Charlie Sheen on Today show
Charlie Sheen's announcement that he is HIV-positive caused huge numbers of people to research into public health on the diseaseAndrew Burton/Getty

The biggest number of HIV-related Google searches in the US occured on 17 November 2015 – the same day that actor Charlie Sheen publicly declared on TV that he is HIV-positive. The actor, most famously known for his role in CBS show Two And A Half Men, appeared on NBC's Today show to put paid to recent rumours and officially announce that he is living with HIV. Research, published in the JAMA Internal Medicine has shown that he may have unknowingly raised awareness of the disease to an all-time high.

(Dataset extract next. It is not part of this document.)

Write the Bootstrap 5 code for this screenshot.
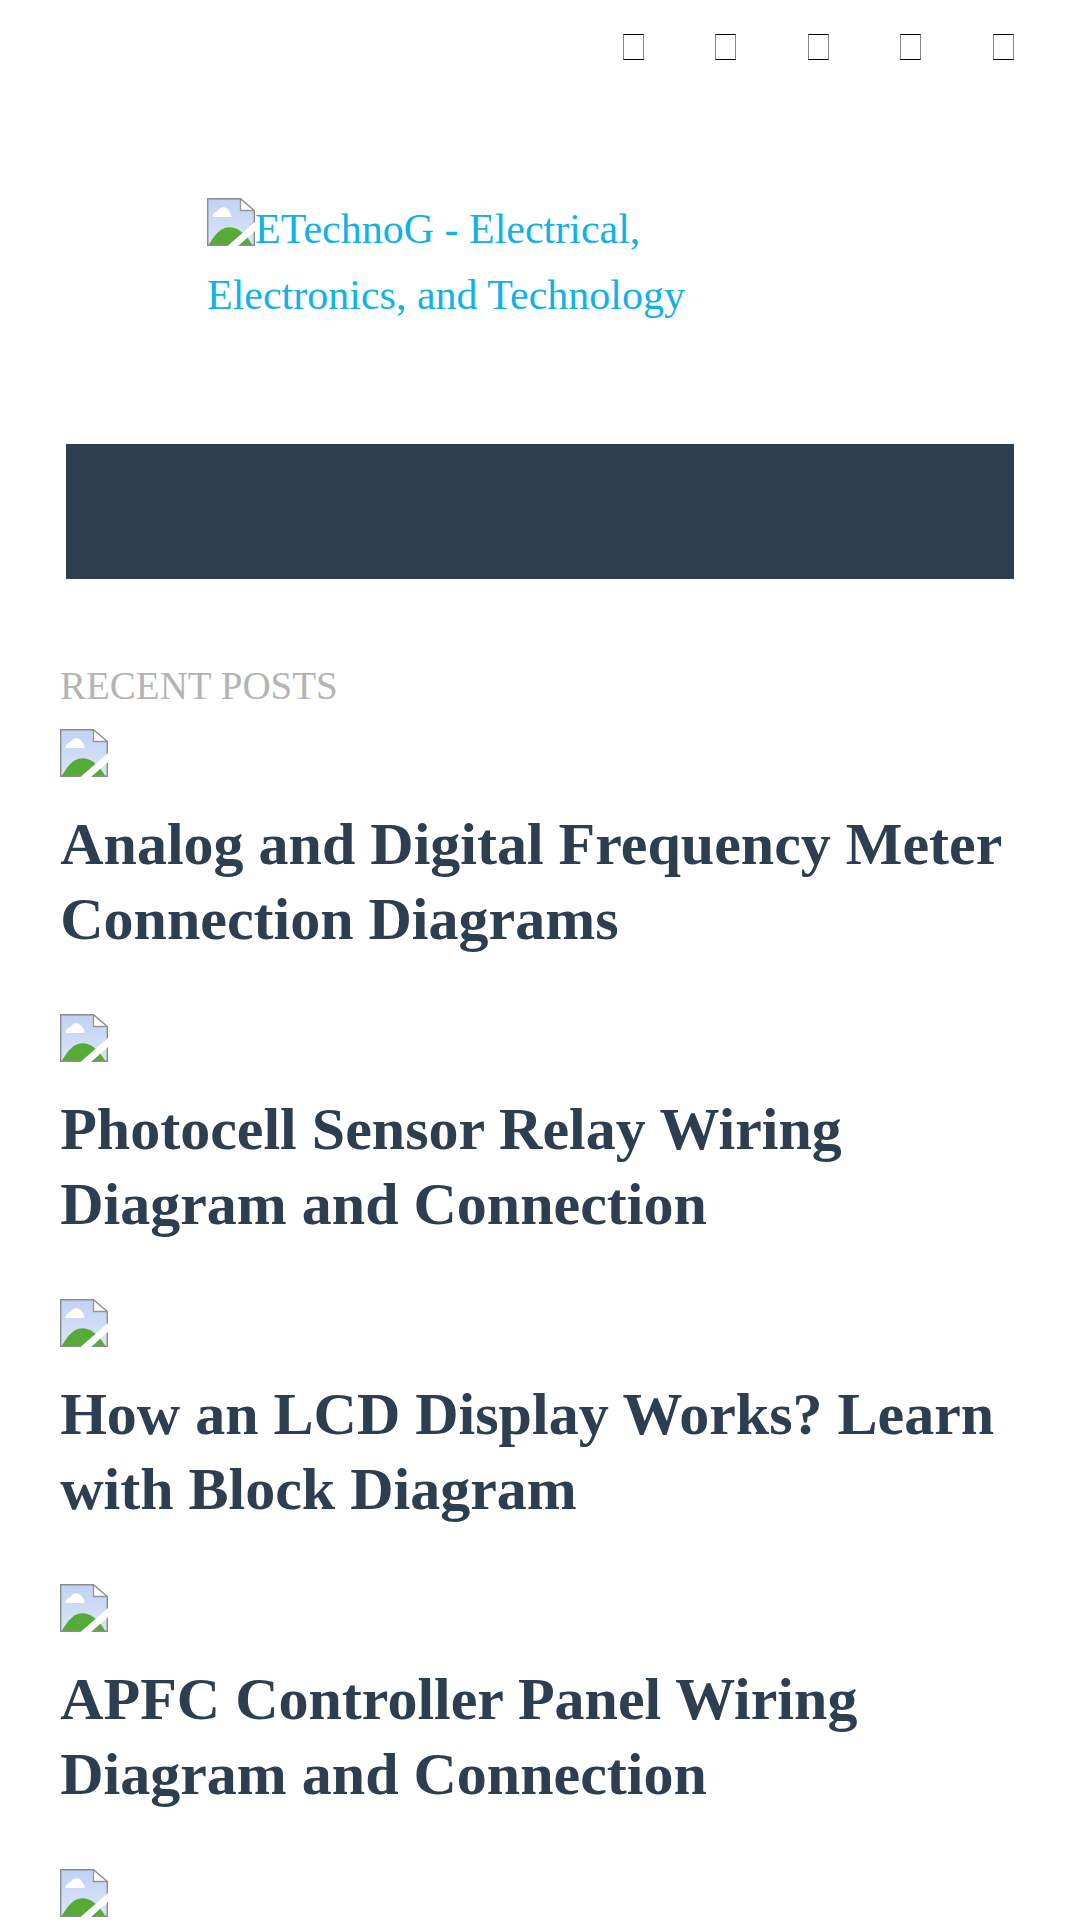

On the same day of Sheen's announcement, the number of news stories mentioning the term 'HIV' had increased by 265% from the previous day. In addition, the researchers from San Diego State University in California say that Google searches featuring the term 'HIV' peaked at 2.75m more than the previous average in the US – the most amount of HIV-related Google searches ever recorded in a single day.

Nearly half of those Google searches were considered public health research, as they included the terms 'condoms', 'HIV symptoms' or 'HIV testing'. Researchers believe the interest surrounding HIV was positive for future prevention, as nearly one in eight HIV-positive US citizens are currently unaware of their condition.

"Charlie Sheen's disclosure was a potential earth-shaking event for HIV prevention in the United States," said John Ayres, lead author of the study. "While no one should be forced to reveal HIV status, Sheen's disclosure may benefit public health by helping many people learn more about HIV infection and prevention."

The researchers used Bloomberg Terminal and Google Trends to analyse references to the disease since 2004. Bloomberg Terminal analysed news reports featuring the term 'HIV', while Google Trends focused on the public's active searches.

The results showed that 6,500 more news stories featured 'HIV' compared with the average – with 97% also featuring 'Charlie Sheen'. That means an additional 200 stories were released on 17 November that did not feature Sheen – or the actor's real name, Carlos Irwin Estévez. In terms of public health awareness, condom-related Google searches – for example, 'where to buy condoms' – increased by 75% on 17 November. Searches for 'HIV testing' increased by 214%, and most impressively, searches for 'HIV symptoms' rose by 540%.

"Sheen's disclosure could be an important event to immediately raise public consciousness around HIV, and make public health messages about HIV that much more salient," said Seth Noar, co-author of the study and campaigner for HIV prevention.

Eric Leas, a fellow researcher working on the study added: "Celebrity disclosures are not new to HIV, with Rock Hudson and Magic Johnson serving as noteworthy examples. Yet Sheen's disclosure could be different." Leas added: "With Sheen – unlike with Magic Johnson, for instance – we have smartphones in our pockets that we can easily use to learn about HIV within seconds with a single search or click."

Sheen, 2010's highest-paid actor, revealed his condition in an interview with Today show host Matt Lauer. He said: "I'm here to admit that I am in fact HIV-positive." He added: "It's a hard three letters to absorb. It's a turning point in one's life."